TO BE DONE:
Below are entries; repeat exactly, and nothing else, the lines from the one holding "What React and" through the one holding "const [value, setValue]", inclusive. Leave the pictures out.

■ ■ ■ ■

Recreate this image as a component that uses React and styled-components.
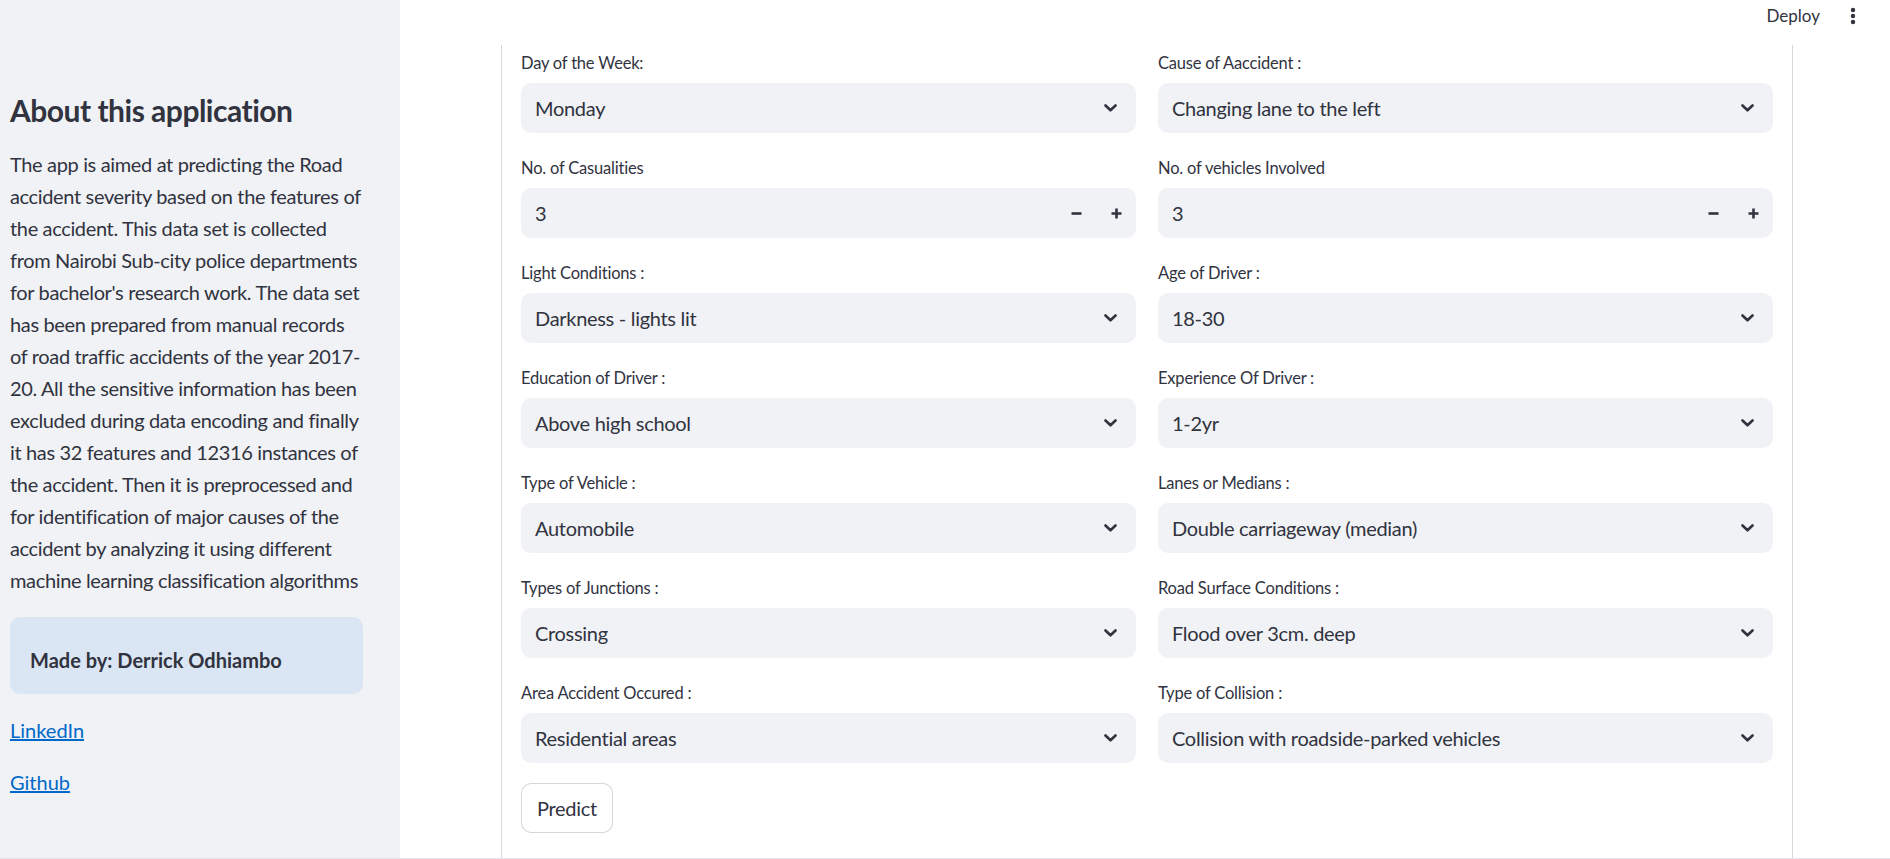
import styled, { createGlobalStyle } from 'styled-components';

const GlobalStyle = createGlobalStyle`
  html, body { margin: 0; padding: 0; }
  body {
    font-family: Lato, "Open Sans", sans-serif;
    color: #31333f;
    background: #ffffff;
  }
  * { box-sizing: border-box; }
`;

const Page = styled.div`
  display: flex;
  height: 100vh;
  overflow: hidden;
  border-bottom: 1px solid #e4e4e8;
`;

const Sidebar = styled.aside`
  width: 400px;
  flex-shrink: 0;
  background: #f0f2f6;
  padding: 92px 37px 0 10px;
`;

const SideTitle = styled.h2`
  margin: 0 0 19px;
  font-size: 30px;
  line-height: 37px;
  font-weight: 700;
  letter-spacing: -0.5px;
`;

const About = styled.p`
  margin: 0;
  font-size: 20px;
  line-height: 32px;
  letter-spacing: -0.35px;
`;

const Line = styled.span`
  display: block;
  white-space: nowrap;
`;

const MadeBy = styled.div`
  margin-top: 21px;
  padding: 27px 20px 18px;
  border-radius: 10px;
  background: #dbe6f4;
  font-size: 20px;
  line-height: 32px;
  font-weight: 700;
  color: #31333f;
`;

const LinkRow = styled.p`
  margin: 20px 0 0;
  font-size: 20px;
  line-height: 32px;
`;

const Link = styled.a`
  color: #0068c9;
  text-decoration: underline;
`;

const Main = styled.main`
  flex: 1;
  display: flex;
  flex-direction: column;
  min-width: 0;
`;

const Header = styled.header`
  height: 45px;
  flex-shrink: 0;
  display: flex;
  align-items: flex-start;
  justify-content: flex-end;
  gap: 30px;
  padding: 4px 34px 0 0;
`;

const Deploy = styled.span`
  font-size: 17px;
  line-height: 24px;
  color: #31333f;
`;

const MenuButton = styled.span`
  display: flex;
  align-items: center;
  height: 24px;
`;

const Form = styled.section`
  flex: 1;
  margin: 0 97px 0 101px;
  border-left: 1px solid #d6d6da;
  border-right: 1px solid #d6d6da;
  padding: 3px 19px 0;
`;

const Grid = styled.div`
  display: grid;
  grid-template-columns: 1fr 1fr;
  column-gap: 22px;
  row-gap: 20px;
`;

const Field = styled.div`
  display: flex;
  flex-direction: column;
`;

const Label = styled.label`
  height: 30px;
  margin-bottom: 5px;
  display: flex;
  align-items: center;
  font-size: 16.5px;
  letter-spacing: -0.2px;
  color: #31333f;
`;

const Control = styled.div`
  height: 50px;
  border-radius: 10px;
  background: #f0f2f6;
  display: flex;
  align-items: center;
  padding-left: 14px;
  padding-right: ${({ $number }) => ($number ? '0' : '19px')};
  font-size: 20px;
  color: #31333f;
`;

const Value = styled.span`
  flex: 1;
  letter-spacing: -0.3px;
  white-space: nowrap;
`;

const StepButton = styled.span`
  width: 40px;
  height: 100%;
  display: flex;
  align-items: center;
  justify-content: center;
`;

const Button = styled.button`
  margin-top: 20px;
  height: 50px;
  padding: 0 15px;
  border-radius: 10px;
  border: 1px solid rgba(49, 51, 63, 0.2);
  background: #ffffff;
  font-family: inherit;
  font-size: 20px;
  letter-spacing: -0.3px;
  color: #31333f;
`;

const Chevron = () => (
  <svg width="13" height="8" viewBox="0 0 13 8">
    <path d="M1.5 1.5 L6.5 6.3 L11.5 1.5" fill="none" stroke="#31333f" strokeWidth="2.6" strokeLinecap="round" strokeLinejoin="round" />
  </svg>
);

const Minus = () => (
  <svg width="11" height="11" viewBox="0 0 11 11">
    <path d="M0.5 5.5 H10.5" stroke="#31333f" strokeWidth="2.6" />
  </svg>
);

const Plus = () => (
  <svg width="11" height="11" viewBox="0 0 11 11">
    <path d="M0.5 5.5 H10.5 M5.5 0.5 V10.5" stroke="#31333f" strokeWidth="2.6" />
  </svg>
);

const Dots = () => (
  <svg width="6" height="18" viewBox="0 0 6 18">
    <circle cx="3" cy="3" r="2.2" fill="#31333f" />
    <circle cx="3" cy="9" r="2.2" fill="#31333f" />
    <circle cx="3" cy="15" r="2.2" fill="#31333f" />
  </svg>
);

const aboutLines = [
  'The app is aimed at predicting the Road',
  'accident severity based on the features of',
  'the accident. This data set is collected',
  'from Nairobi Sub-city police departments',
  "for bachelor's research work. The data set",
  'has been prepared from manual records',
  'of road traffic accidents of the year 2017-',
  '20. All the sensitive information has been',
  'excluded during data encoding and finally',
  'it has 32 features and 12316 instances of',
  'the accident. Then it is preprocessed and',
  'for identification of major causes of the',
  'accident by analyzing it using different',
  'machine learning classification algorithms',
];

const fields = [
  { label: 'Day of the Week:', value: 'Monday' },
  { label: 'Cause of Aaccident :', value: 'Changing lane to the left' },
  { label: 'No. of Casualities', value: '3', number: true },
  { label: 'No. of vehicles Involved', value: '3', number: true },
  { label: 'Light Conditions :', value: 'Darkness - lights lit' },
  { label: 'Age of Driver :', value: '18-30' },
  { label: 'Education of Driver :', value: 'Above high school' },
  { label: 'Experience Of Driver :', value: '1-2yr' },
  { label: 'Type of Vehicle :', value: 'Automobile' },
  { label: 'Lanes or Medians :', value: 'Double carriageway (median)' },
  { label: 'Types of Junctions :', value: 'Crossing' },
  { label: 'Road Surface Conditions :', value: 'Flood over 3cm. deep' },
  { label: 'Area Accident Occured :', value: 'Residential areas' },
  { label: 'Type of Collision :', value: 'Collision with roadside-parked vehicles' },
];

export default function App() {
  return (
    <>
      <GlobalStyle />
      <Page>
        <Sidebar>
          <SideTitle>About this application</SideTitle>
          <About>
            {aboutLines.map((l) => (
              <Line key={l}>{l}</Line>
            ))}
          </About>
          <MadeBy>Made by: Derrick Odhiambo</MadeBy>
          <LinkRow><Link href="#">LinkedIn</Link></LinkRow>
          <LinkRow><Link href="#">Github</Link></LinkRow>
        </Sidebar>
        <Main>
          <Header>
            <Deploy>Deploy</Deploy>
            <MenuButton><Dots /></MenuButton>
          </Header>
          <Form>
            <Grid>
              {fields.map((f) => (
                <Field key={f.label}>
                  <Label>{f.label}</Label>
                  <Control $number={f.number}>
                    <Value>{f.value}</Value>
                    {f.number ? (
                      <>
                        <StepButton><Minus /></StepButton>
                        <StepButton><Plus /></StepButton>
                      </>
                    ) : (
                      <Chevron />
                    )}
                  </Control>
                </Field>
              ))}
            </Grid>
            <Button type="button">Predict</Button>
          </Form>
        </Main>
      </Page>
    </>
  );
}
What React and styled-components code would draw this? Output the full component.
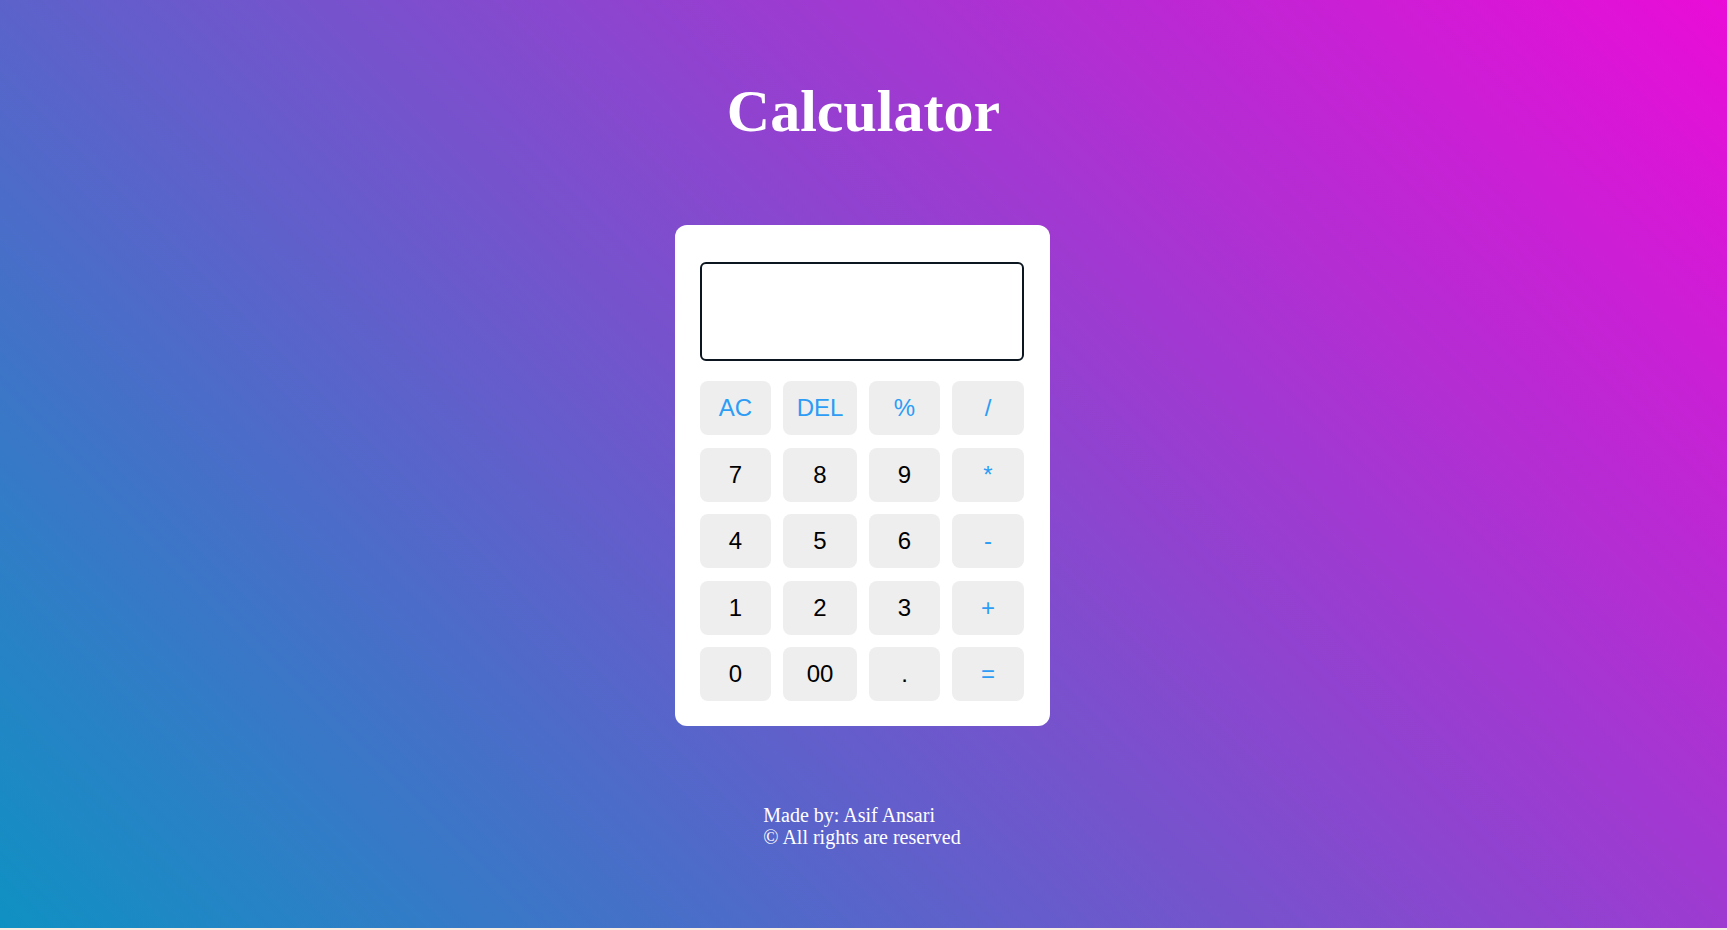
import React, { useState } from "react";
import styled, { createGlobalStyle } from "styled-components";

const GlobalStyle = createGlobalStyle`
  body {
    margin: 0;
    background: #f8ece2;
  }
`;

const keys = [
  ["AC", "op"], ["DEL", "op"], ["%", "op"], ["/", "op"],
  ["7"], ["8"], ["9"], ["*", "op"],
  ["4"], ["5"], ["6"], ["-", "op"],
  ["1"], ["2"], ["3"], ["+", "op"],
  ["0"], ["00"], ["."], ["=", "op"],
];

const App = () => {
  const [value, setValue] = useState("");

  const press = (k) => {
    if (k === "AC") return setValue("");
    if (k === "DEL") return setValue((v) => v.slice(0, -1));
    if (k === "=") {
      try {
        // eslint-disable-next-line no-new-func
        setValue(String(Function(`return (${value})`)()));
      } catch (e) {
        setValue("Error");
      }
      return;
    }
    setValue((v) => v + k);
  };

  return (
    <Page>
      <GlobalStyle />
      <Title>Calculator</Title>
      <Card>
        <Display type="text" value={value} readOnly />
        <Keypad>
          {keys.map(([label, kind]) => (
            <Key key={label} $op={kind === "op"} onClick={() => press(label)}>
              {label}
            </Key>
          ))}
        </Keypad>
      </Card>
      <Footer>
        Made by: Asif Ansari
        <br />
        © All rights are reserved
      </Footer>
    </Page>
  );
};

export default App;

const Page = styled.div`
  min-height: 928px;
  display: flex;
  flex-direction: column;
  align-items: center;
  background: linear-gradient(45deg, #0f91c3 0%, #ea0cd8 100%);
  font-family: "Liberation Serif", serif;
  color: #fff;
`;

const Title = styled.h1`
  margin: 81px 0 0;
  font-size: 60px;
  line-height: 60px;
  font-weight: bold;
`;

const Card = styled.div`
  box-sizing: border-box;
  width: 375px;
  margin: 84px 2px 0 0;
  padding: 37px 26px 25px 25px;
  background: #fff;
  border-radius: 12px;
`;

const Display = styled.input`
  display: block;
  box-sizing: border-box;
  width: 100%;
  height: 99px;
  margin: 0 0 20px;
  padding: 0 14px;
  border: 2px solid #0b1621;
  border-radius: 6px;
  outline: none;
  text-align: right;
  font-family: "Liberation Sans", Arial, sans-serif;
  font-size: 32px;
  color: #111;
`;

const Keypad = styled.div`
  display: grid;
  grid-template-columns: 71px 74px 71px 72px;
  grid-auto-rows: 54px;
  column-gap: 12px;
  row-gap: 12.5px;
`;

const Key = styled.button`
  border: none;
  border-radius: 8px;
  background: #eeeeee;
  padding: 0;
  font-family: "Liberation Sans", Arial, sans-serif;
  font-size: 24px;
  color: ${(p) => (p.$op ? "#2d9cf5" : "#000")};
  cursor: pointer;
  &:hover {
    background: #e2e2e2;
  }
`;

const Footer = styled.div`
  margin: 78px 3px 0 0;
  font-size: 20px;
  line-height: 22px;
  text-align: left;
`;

■ ■ ■ ■

CORRECT OUTPUT:
What React and styled-components code would draw this? Output the full component.
import React, { useState } from "react";
import styled, { createGlobalStyle } from "styled-components";

const GlobalStyle = createGlobalStyle`
  body {
    margin: 0;
    background: #f8ece2;
  }
`;

const keys = [
  ["AC", "op"], ["DEL", "op"], ["%", "op"], ["/", "op"],
  ["7"], ["8"], ["9"], ["*", "op"],
  ["4"], ["5"], ["6"], ["-", "op"],
  ["1"], ["2"], ["3"], ["+", "op"],
  ["0"], ["00"], ["."], ["=", "op"],
];

const App = () => {
  const [value, setValue] = useState("");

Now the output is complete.